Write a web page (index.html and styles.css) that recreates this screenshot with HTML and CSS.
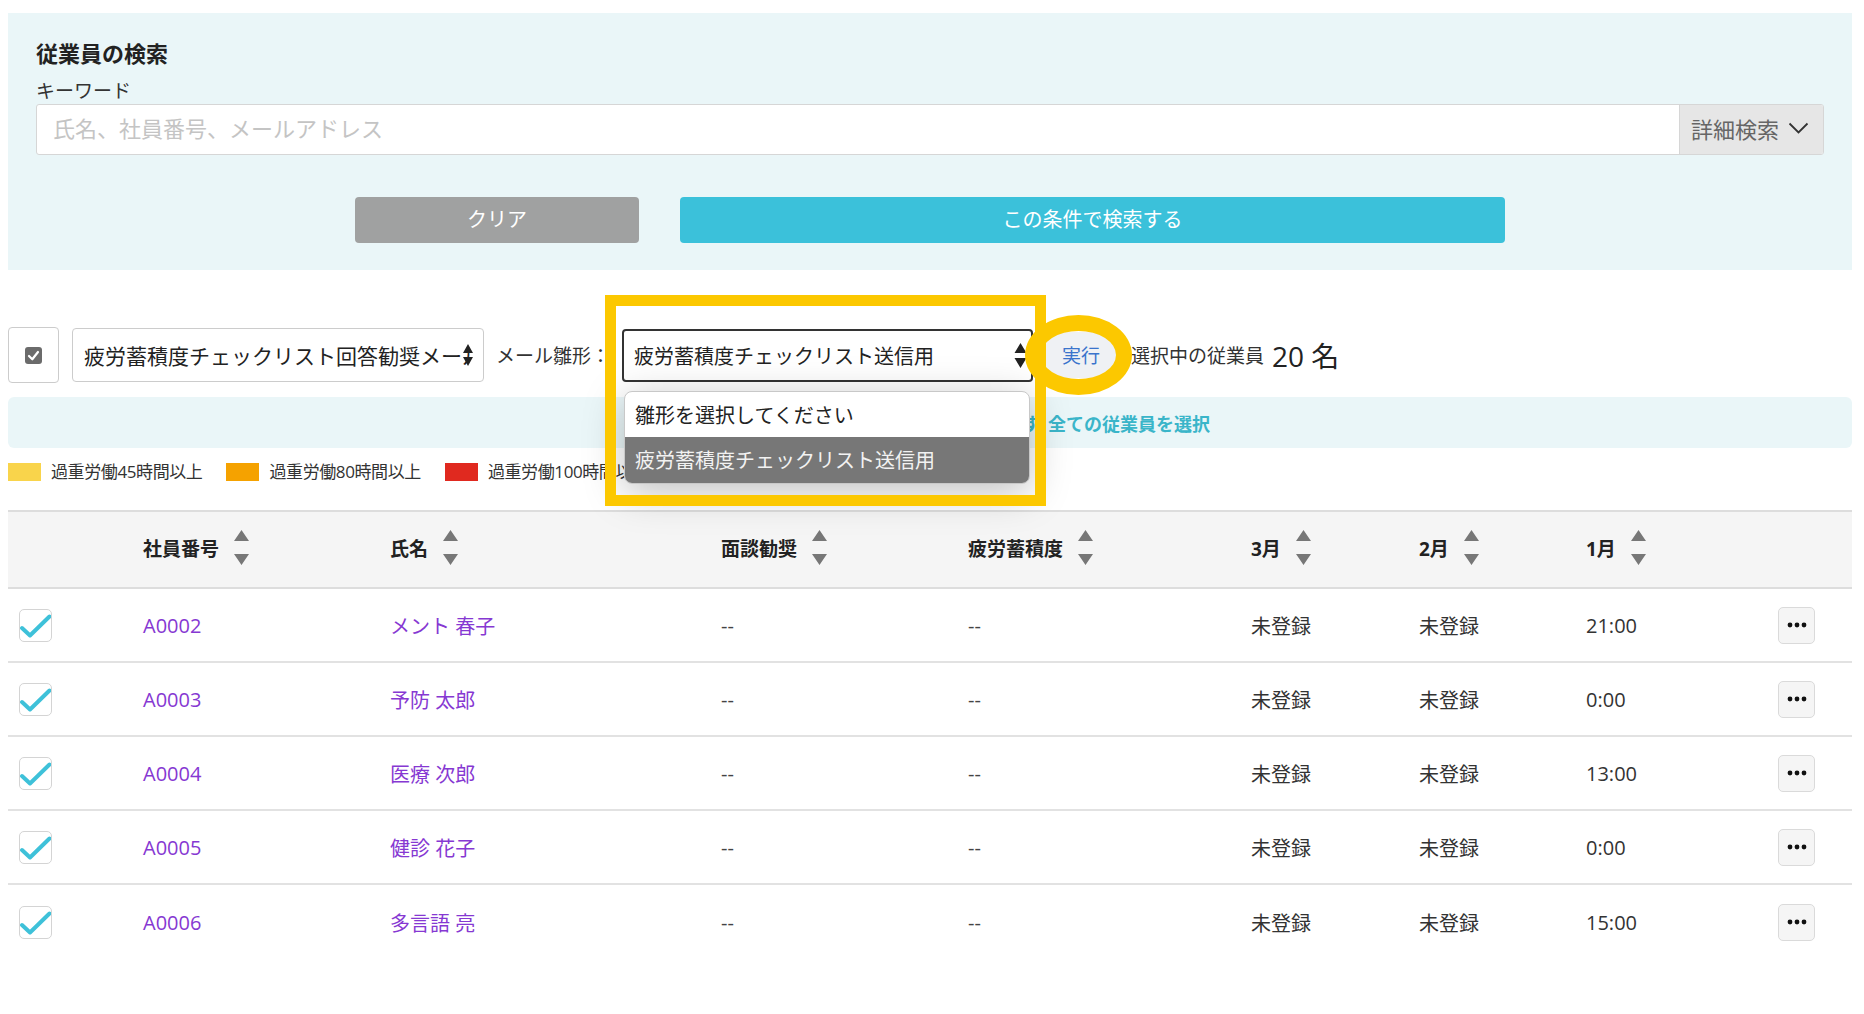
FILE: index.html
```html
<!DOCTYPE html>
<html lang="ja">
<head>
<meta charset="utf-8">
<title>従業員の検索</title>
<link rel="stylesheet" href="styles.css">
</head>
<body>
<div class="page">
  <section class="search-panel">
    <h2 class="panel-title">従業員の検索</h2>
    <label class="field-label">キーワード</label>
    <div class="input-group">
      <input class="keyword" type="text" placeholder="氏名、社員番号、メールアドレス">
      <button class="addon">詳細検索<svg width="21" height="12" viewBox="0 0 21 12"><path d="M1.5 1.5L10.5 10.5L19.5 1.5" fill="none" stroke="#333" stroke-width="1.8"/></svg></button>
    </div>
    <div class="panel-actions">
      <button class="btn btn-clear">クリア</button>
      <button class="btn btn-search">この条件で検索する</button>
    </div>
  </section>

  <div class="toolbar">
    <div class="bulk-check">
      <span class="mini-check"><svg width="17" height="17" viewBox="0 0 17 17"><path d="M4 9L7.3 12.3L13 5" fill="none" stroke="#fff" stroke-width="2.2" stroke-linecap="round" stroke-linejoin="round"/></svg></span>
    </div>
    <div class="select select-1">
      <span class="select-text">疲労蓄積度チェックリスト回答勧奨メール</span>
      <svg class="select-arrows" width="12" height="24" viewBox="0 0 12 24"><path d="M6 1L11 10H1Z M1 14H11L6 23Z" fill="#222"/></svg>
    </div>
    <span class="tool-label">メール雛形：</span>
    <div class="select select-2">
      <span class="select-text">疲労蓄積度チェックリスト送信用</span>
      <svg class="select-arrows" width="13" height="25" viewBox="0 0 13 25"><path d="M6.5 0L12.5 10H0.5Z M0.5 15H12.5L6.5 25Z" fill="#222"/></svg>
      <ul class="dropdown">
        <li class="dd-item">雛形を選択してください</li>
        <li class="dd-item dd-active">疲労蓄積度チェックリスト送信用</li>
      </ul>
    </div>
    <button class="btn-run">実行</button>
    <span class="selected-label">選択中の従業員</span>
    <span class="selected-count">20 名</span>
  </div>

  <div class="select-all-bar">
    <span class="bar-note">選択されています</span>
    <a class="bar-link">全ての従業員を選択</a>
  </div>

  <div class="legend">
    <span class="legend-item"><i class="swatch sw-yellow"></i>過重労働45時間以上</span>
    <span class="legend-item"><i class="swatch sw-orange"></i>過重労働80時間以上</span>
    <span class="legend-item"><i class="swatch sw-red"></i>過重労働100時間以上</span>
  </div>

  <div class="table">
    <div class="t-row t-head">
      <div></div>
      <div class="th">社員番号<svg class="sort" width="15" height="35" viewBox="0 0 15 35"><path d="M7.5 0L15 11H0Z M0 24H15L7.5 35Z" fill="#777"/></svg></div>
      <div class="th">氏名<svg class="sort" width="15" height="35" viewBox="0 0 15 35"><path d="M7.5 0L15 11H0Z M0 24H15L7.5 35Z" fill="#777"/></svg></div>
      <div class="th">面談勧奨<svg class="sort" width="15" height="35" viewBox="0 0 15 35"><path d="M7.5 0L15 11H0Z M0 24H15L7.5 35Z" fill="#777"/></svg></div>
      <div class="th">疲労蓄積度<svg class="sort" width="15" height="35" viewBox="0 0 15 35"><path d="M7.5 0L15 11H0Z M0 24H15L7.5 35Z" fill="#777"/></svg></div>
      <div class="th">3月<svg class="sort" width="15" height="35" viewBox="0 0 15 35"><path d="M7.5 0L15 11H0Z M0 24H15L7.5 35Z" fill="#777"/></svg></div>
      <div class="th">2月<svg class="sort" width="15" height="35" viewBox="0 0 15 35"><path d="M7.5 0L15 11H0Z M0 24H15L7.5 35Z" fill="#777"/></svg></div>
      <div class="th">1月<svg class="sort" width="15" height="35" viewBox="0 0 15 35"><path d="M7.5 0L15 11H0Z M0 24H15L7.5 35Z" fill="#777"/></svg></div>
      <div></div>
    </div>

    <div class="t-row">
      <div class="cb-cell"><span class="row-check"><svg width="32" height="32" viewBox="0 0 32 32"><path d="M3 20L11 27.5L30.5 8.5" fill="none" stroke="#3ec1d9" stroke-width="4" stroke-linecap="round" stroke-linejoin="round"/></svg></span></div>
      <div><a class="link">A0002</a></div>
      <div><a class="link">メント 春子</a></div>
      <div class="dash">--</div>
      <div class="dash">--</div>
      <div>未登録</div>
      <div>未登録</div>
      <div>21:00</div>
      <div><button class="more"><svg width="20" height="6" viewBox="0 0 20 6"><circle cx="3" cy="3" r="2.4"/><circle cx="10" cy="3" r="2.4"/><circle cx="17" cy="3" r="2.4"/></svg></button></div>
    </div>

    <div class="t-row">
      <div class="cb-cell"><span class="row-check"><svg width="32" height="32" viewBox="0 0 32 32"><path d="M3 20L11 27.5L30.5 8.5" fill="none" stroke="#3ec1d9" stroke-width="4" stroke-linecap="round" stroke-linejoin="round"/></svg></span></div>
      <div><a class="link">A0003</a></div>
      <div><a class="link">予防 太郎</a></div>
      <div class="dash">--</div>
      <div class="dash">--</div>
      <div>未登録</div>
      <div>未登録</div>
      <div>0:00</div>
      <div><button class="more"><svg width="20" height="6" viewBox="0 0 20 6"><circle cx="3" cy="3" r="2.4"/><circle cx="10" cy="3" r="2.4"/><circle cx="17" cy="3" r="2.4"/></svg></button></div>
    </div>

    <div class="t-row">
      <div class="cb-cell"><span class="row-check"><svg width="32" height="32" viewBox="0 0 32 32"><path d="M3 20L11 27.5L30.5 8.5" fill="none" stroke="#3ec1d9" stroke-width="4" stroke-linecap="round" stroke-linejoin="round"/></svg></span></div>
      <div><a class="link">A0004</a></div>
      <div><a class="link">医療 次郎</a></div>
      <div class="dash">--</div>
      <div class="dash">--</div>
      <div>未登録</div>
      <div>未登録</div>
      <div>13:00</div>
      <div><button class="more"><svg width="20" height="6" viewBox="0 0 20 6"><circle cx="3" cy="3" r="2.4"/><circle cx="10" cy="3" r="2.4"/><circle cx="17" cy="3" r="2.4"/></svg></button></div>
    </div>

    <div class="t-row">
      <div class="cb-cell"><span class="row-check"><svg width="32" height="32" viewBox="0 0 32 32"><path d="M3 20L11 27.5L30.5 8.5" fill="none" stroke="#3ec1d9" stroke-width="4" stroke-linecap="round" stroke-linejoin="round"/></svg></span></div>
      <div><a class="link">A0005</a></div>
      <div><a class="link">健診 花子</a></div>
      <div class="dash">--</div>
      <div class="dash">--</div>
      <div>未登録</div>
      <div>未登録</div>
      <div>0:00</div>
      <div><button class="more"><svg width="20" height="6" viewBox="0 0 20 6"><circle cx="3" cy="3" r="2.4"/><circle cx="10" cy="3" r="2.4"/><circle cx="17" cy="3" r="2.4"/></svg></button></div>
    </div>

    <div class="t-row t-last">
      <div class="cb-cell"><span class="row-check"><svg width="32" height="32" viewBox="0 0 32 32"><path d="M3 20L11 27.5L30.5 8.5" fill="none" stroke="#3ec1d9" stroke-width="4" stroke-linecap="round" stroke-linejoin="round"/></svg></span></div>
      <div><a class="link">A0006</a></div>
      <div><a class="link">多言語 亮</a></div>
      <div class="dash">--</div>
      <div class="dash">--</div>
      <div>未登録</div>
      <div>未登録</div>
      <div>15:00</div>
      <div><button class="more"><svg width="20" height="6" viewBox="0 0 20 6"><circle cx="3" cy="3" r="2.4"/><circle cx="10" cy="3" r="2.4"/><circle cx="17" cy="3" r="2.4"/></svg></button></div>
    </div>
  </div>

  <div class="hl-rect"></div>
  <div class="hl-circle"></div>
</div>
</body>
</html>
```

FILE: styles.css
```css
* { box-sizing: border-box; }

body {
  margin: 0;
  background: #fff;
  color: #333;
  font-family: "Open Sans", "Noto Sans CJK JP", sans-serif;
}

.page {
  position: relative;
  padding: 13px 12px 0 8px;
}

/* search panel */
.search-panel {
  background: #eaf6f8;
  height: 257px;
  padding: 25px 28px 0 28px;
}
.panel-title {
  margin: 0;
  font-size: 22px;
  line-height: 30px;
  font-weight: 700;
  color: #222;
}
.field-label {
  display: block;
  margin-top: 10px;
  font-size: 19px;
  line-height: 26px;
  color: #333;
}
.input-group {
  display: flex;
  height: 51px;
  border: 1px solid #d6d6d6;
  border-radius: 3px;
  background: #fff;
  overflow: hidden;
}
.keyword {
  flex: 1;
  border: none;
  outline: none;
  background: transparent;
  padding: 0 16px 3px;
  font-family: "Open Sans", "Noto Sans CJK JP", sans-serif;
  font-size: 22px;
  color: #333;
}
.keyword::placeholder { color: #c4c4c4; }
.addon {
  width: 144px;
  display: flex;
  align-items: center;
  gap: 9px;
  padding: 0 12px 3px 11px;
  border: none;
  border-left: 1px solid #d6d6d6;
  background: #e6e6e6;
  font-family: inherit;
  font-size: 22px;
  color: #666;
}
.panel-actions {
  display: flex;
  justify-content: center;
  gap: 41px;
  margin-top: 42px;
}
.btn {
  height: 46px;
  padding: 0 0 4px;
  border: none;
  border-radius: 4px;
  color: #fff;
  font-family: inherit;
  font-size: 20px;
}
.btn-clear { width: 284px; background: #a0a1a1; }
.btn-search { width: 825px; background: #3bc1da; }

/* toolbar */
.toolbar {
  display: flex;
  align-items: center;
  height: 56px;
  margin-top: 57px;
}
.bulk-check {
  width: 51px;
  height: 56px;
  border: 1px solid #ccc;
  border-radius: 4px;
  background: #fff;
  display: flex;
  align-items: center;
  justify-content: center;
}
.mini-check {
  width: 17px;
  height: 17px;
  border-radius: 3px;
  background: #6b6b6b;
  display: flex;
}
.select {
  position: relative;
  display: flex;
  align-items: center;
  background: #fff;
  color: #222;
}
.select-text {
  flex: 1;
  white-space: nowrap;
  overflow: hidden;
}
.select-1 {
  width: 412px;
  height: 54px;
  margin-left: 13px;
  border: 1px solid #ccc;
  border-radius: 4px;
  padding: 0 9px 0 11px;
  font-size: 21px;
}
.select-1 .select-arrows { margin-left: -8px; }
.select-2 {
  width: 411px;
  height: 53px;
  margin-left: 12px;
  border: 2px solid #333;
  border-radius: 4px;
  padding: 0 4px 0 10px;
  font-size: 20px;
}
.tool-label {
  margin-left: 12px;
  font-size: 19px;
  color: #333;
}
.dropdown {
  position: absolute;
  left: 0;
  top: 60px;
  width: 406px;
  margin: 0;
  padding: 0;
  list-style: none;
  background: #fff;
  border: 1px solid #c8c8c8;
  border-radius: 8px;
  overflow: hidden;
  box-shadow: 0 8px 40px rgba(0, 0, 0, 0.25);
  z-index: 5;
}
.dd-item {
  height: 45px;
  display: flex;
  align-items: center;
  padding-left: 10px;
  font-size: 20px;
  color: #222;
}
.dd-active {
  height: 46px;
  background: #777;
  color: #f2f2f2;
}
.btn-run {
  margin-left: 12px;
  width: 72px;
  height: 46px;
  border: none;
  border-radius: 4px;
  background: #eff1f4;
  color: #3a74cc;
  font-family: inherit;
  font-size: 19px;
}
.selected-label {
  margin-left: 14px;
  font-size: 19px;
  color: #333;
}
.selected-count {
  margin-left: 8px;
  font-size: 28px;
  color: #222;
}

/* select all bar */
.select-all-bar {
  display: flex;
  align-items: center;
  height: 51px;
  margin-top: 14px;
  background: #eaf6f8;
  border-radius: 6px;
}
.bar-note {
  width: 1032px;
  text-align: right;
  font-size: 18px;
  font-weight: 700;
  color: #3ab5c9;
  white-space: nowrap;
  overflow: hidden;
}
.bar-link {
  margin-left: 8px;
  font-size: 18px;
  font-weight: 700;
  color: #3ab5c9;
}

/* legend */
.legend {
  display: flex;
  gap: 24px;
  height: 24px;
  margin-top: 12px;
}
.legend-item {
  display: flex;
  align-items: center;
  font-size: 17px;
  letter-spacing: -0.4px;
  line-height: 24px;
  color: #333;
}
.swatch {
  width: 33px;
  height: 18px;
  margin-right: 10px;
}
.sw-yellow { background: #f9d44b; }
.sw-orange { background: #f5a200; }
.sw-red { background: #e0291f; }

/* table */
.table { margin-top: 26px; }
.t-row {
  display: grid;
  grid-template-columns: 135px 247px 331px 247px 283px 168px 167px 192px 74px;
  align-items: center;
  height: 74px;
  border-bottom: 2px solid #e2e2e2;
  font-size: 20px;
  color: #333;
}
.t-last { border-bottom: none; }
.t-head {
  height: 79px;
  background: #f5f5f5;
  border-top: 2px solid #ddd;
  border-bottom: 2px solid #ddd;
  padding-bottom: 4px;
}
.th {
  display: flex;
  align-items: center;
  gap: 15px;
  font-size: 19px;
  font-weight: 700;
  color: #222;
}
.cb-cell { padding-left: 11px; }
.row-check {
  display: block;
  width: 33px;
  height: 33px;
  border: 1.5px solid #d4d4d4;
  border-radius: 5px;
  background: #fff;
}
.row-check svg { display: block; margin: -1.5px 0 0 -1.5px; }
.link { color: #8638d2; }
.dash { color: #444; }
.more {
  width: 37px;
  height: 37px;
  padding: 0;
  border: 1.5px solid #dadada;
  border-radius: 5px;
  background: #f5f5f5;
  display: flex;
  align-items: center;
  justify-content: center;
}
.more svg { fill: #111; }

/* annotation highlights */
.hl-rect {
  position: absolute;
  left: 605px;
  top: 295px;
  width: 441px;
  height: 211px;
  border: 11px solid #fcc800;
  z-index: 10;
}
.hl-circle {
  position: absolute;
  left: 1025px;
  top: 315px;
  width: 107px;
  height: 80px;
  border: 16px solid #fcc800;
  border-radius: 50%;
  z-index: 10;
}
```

————————

Only lines that contain the word "index" are wanted; copy each of them.

Write a web page (index.html and styles.css) that recreates this screenshot with HTML and CSS.
FILE: index.html
  z-index: 5;
  z-index: 10;
  z-index: 10;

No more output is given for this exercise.